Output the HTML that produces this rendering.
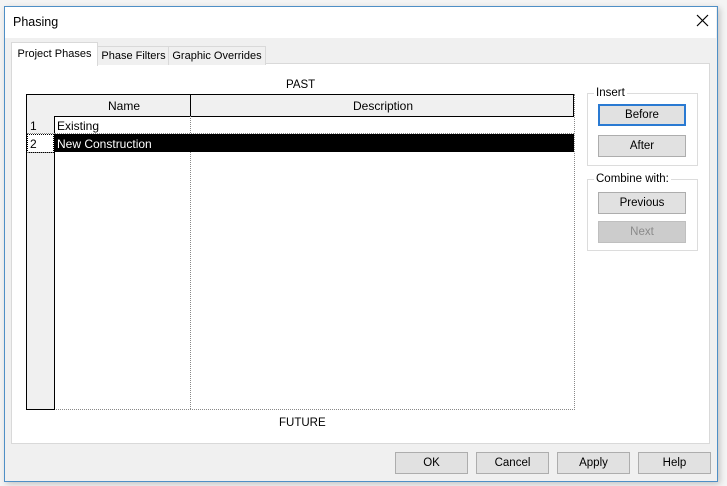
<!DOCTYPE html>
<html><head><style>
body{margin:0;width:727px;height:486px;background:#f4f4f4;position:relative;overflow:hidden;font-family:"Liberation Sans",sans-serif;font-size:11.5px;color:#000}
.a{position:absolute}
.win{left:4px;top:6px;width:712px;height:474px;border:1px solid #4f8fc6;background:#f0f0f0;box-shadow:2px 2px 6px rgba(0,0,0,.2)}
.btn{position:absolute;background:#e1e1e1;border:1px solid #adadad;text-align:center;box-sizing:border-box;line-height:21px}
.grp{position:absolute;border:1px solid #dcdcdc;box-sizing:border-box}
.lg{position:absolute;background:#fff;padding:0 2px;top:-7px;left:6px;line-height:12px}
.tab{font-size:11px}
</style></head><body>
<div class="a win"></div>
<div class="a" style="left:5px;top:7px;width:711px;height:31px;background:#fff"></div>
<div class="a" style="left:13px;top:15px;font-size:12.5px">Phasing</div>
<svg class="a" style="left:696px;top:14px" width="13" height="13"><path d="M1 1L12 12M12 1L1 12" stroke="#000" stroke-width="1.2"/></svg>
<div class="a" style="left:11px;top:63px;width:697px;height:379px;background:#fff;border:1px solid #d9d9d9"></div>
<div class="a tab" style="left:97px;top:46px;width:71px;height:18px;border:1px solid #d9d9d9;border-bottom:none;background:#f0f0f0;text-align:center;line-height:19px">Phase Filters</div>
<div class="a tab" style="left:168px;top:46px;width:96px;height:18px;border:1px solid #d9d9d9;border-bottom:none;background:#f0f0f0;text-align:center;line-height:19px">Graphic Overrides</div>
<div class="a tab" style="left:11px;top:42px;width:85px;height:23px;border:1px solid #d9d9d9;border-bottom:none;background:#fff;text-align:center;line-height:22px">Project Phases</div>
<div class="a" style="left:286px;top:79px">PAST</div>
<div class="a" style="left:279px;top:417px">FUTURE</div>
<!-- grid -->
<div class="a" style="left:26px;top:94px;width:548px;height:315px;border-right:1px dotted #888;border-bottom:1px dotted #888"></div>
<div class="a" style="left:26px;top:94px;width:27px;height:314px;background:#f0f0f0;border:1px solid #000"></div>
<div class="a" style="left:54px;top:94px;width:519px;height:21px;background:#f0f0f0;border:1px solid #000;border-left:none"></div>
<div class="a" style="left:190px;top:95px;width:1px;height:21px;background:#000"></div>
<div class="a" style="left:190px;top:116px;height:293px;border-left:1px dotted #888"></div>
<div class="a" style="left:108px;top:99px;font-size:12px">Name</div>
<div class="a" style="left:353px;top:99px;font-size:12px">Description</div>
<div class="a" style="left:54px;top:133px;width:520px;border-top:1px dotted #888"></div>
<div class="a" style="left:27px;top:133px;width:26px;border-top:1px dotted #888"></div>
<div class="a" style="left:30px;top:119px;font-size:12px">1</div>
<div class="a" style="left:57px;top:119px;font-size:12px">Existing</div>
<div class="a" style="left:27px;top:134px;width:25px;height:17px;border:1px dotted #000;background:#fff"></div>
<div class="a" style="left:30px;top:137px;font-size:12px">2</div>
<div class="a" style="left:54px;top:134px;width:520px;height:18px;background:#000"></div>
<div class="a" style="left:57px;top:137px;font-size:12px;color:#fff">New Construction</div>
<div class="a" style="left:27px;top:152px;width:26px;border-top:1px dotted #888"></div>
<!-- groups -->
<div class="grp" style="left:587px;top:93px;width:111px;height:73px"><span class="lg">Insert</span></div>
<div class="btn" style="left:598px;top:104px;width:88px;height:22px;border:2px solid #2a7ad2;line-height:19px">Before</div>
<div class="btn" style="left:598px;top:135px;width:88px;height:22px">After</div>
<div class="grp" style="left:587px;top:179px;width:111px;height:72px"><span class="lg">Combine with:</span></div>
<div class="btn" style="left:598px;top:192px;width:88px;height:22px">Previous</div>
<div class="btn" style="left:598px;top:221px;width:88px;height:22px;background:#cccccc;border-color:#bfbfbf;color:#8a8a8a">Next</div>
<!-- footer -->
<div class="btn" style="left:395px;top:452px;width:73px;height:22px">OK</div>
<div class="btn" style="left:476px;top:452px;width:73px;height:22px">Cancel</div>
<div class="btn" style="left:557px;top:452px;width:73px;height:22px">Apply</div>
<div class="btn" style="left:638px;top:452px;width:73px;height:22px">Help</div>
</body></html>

_ _ _ _ _

#### [The problem]
Copy out all of the material exactly as written, without its pictures.

#### [Result of the exercise]
Output the HTML that produces this rendering.
<!DOCTYPE html>
<html><head><style>
body{margin:0;width:727px;height:486px;background:#f4f4f4;position:relative;overflow:hidden;font-family:"Liberation Sans",sans-serif;font-size:11.5px;color:#000}
.a{position:absolute}
.win{left:4px;top:6px;width:712px;height:474px;border:1px solid #4f8fc6;background:#f0f0f0;box-shadow:2px 2px 6px rgba(0,0,0,.2)}
.btn{position:absolute;background:#e1e1e1;border:1px solid #adadad;text-align:center;box-sizing:border-box;line-height:21px}
.grp{position:absolute;border:1px solid #dcdcdc;box-sizing:border-box}
.lg{position:absolute;background:#fff;padding:0 2px;top:-7px;left:6px;line-height:12px}
.tab{font-size:11px}
</style></head><body>
<div class="a win"></div>
<div class="a" style="left:5px;top:7px;width:711px;height:31px;background:#fff"></div>
<div class="a" style="left:13px;top:15px;font-size:12.5px">Phasing</div>
<svg class="a" style="left:696px;top:14px" width="13" height="13"><path d="M1 1L12 12M12 1L1 12" stroke="#000" stroke-width="1.2"/></svg>
<div class="a" style="left:11px;top:63px;width:697px;height:379px;background:#fff;border:1px solid #d9d9d9"></div>
<div class="a tab" style="left:97px;top:46px;width:71px;height:18px;border:1px solid #d9d9d9;border-bottom:none;background:#f0f0f0;text-align:center;line-height:19px">Phase Filters</div>
<div class="a tab" style="left:168px;top:46px;width:96px;height:18px;border:1px solid #d9d9d9;border-bottom:none;background:#f0f0f0;text-align:center;line-height:19px">Graphic Overrides</div>
<div class="a tab" style="left:11px;top:42px;width:85px;height:23px;border:1px solid #d9d9d9;border-bottom:none;background:#fff;text-align:center;line-height:22px">Project Phases</div>
<div class="a" style="left:286px;top:79px">PAST</div>
<div class="a" style="left:279px;top:417px">FUTURE</div>
<!-- grid -->
<div class="a" style="left:26px;top:94px;width:548px;height:315px;border-right:1px dotted #888;border-bottom:1px dotted #888"></div>
<div class="a" style="left:26px;top:94px;width:27px;height:314px;background:#f0f0f0;border:1px solid #000"></div>
<div class="a" style="left:54px;top:94px;width:519px;height:21px;background:#f0f0f0;border:1px solid #000;border-left:none"></div>
<div class="a" style="left:190px;top:95px;width:1px;height:21px;background:#000"></div>
<div class="a" style="left:190px;top:116px;height:293px;border-left:1px dotted #888"></div>
<div class="a" style="left:108px;top:99px;font-size:12px">Name</div>
<div class="a" style="left:353px;top:99px;font-size:12px">Description</div>
<div class="a" style="left:54px;top:133px;width:520px;border-top:1px dotted #888"></div>
<div class="a" style="left:27px;top:133px;width:26px;border-top:1px dotted #888"></div>
<div class="a" style="left:30px;top:119px;font-size:12px">1</div>
<div class="a" style="left:57px;top:119px;font-size:12px">Existing</div>
<div class="a" style="left:27px;top:134px;width:25px;height:17px;border:1px dotted #000;background:#fff"></div>
<div class="a" style="left:30px;top:137px;font-size:12px">2</div>
<div class="a" style="left:54px;top:134px;width:520px;height:18px;background:#000"></div>
<div class="a" style="left:57px;top:137px;font-size:12px;color:#fff">New Construction</div>
<div class="a" style="left:27px;top:152px;width:26px;border-top:1px dotted #888"></div>
<!-- groups -->
<div class="grp" style="left:587px;top:93px;width:111px;height:73px"><span class="lg">Insert</span></div>
<div class="btn" style="left:598px;top:104px;width:88px;height:22px;border:2px solid #2a7ad2;line-height:19px">Before</div>
<div class="btn" style="left:598px;top:135px;width:88px;height:22px">After</div>
<div class="grp" style="left:587px;top:179px;width:111px;height:72px"><span class="lg">Combine with:</span></div>
<div class="btn" style="left:598px;top:192px;width:88px;height:22px">Previous</div>
<div class="btn" style="left:598px;top:221px;width:88px;height:22px;background:#cccccc;border-color:#bfbfbf;color:#8a8a8a">Next</div>
<!-- footer -->
<div class="btn" style="left:395px;top:452px;width:73px;height:22px">OK</div>
<div class="btn" style="left:476px;top:452px;width:73px;height:22px">Cancel</div>
<div class="btn" style="left:557px;top:452px;width:73px;height:22px">Apply</div>
<div class="btn" style="left:638px;top:452px;width:73px;height:22px">Help</div>
</body></html>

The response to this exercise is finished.